-- Begin Recorded data --
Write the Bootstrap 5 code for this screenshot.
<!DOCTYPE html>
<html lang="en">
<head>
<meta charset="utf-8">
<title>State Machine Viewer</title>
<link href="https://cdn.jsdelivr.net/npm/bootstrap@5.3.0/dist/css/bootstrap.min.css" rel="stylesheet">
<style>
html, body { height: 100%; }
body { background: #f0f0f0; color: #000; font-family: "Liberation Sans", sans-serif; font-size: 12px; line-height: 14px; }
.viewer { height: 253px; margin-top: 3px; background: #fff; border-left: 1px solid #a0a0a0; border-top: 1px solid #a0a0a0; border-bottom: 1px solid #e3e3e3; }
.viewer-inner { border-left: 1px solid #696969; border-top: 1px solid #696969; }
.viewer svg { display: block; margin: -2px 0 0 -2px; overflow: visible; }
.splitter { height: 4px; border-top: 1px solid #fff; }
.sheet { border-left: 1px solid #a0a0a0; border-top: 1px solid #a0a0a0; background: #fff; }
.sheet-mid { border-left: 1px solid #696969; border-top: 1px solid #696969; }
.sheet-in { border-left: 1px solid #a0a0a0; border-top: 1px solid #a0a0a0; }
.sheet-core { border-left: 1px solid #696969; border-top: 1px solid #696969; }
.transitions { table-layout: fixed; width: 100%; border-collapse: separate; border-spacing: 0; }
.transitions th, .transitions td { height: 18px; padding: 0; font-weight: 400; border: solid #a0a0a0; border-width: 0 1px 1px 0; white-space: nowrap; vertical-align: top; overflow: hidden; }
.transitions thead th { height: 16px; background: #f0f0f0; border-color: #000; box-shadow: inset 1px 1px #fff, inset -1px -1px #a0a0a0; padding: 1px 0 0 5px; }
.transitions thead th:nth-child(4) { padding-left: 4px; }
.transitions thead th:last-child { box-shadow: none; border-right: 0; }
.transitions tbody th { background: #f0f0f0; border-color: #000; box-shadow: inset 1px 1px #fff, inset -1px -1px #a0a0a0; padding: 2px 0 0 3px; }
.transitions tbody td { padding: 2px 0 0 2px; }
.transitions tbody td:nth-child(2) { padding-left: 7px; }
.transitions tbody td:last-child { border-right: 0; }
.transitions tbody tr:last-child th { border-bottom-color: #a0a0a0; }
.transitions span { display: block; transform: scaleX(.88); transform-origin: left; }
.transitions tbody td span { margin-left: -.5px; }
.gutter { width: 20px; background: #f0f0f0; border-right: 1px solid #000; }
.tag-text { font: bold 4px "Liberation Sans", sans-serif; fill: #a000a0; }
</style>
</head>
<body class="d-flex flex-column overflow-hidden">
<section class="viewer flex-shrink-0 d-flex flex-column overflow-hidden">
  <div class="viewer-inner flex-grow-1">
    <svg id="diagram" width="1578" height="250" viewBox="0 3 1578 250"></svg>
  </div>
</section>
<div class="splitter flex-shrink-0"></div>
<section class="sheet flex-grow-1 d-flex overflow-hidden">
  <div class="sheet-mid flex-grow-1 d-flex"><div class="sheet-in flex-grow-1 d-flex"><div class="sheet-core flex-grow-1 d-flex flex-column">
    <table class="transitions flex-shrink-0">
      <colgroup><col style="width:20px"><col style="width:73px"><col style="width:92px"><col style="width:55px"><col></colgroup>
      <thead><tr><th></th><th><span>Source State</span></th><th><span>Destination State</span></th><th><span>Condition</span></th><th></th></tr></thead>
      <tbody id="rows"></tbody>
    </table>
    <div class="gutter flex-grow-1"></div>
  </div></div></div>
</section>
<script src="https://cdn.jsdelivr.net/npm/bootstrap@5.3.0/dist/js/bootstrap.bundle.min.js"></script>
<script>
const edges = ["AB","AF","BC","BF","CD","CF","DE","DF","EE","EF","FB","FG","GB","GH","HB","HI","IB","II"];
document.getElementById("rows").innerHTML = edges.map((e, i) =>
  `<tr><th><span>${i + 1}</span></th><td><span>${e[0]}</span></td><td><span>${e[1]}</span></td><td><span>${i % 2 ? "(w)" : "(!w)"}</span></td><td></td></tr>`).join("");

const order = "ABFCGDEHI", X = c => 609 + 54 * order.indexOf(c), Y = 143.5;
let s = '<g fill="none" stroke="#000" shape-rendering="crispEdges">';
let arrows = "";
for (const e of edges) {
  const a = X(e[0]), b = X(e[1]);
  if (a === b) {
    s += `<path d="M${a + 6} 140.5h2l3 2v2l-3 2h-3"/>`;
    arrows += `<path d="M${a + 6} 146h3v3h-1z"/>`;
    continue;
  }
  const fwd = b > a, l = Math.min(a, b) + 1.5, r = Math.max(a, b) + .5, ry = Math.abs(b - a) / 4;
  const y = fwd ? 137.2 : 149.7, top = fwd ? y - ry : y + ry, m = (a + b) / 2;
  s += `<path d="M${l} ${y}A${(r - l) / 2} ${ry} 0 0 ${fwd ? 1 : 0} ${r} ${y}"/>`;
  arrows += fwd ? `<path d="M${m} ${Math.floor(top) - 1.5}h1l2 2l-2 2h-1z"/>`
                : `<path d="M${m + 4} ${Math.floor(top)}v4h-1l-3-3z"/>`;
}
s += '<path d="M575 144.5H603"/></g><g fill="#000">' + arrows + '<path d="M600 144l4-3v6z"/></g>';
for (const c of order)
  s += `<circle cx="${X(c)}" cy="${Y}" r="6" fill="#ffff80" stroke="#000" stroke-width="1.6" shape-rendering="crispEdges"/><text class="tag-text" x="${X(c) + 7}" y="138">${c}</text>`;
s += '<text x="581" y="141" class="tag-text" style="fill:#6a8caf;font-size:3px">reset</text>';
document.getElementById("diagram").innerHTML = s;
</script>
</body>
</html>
-- End Recorded data --
Short problem
Output the full listing exactly as it stands.

Answer to this problem
Write the Bootstrap 5 code for this screenshot.
<!DOCTYPE html>
<html lang="en">
<head>
<meta charset="utf-8">
<title>State Machine Viewer</title>
<link href="https://cdn.jsdelivr.net/npm/bootstrap@5.3.0/dist/css/bootstrap.min.css" rel="stylesheet">
<style>
html, body { height: 100%; }
body { background: #f0f0f0; color: #000; font-family: "Liberation Sans", sans-serif; font-size: 12px; line-height: 14px; }
.viewer { height: 253px; margin-top: 3px; background: #fff; border-left: 1px solid #a0a0a0; border-top: 1px solid #a0a0a0; border-bottom: 1px solid #e3e3e3; }
.viewer-inner { border-left: 1px solid #696969; border-top: 1px solid #696969; }
.viewer svg { display: block; margin: -2px 0 0 -2px; overflow: visible; }
.splitter { height: 4px; border-top: 1px solid #fff; }
.sheet { border-left: 1px solid #a0a0a0; border-top: 1px solid #a0a0a0; background: #fff; }
.sheet-mid { border-left: 1px solid #696969; border-top: 1px solid #696969; }
.sheet-in { border-left: 1px solid #a0a0a0; border-top: 1px solid #a0a0a0; }
.sheet-core { border-left: 1px solid #696969; border-top: 1px solid #696969; }
.transitions { table-layout: fixed; width: 100%; border-collapse: separate; border-spacing: 0; }
.transitions th, .transitions td { height: 18px; padding: 0; font-weight: 400; border: solid #a0a0a0; border-width: 0 1px 1px 0; white-space: nowrap; vertical-align: top; overflow: hidden; }
.transitions thead th { height: 16px; background: #f0f0f0; border-color: #000; box-shadow: inset 1px 1px #fff, inset -1px -1px #a0a0a0; padding: 1px 0 0 5px; }
.transitions thead th:nth-child(4) { padding-left: 4px; }
.transitions thead th:last-child { box-shadow: none; border-right: 0; }
.transitions tbody th { background: #f0f0f0; border-color: #000; box-shadow: inset 1px 1px #fff, inset -1px -1px #a0a0a0; padding: 2px 0 0 3px; }
.transitions tbody td { padding: 2px 0 0 2px; }
.transitions tbody td:nth-child(2) { padding-left: 7px; }
.transitions tbody td:last-child { border-right: 0; }
.transitions tbody tr:last-child th { border-bottom-color: #a0a0a0; }
.transitions span { display: block; transform: scaleX(.88); transform-origin: left; }
.transitions tbody td span { margin-left: -.5px; }
.gutter { width: 20px; background: #f0f0f0; border-right: 1px solid #000; }
.tag-text { font: bold 4px "Liberation Sans", sans-serif; fill: #a000a0; }
</style>
</head>
<body class="d-flex flex-column overflow-hidden">
<section class="viewer flex-shrink-0 d-flex flex-column overflow-hidden">
  <div class="viewer-inner flex-grow-1">
    <svg id="diagram" width="1578" height="250" viewBox="0 3 1578 250"></svg>
  </div>
</section>
<div class="splitter flex-shrink-0"></div>
<section class="sheet flex-grow-1 d-flex overflow-hidden">
  <div class="sheet-mid flex-grow-1 d-flex"><div class="sheet-in flex-grow-1 d-flex"><div class="sheet-core flex-grow-1 d-flex flex-column">
    <table class="transitions flex-shrink-0">
      <colgroup><col style="width:20px"><col style="width:73px"><col style="width:92px"><col style="width:55px"><col></colgroup>
      <thead><tr><th></th><th><span>Source State</span></th><th><span>Destination State</span></th><th><span>Condition</span></th><th></th></tr></thead>
      <tbody id="rows"></tbody>
    </table>
    <div class="gutter flex-grow-1"></div>
  </div></div></div>
</section>
<script src="https://cdn.jsdelivr.net/npm/bootstrap@5.3.0/dist/js/bootstrap.bundle.min.js"></script>
<script>
const edges = ["AB","AF","BC","BF","CD","CF","DE","DF","EE","EF","FB","FG","GB","GH","HB","HI","IB","II"];
document.getElementById("rows").innerHTML = edges.map((e, i) =>
  `<tr><th><span>${i + 1}</span></th><td><span>${e[0]}</span></td><td><span>${e[1]}</span></td><td><span>${i % 2 ? "(w)" : "(!w)"}</span></td><td></td></tr>`).join("");

const order = "ABFCGDEHI", X = c => 609 + 54 * order.indexOf(c), Y = 143.5;
let s = '<g fill="none" stroke="#000" shape-rendering="crispEdges">';
let arrows = "";
for (const e of edges) {
  const a = X(e[0]), b = X(e[1]);
  if (a === b) {
    s += `<path d="M${a + 6} 140.5h2l3 2v2l-3 2h-3"/>`;
    arrows += `<path d="M${a + 6} 146h3v3h-1z"/>`;
    continue;
  }
  const fwd = b > a, l = Math.min(a, b) + 1.5, r = Math.max(a, b) + .5, ry = Math.abs(b - a) / 4;
  const y = fwd ? 137.2 : 149.7, top = fwd ? y - ry : y + ry, m = (a + b) / 2;
  s += `<path d="M${l} ${y}A${(r - l) / 2} ${ry} 0 0 ${fwd ? 1 : 0} ${r} ${y}"/>`;
  arrows += fwd ? `<path d="M${m} ${Math.floor(top) - 1.5}h1l2 2l-2 2h-1z"/>`
                : `<path d="M${m + 4} ${Math.floor(top)}v4h-1l-3-3z"/>`;
}
s += '<path d="M575 144.5H603"/></g><g fill="#000">' + arrows + '<path d="M600 144l4-3v6z"/></g>';
for (const c of order)
  s += `<circle cx="${X(c)}" cy="${Y}" r="6" fill="#ffff80" stroke="#000" stroke-width="1.6" shape-rendering="crispEdges"/><text class="tag-text" x="${X(c) + 7}" y="138">${c}</text>`;
s += '<text x="581" y="141" class="tag-text" style="fill:#6a8caf;font-size:3px">reset</text>';
document.getElementById("diagram").innerHTML = s;
</script>
</body>
</html>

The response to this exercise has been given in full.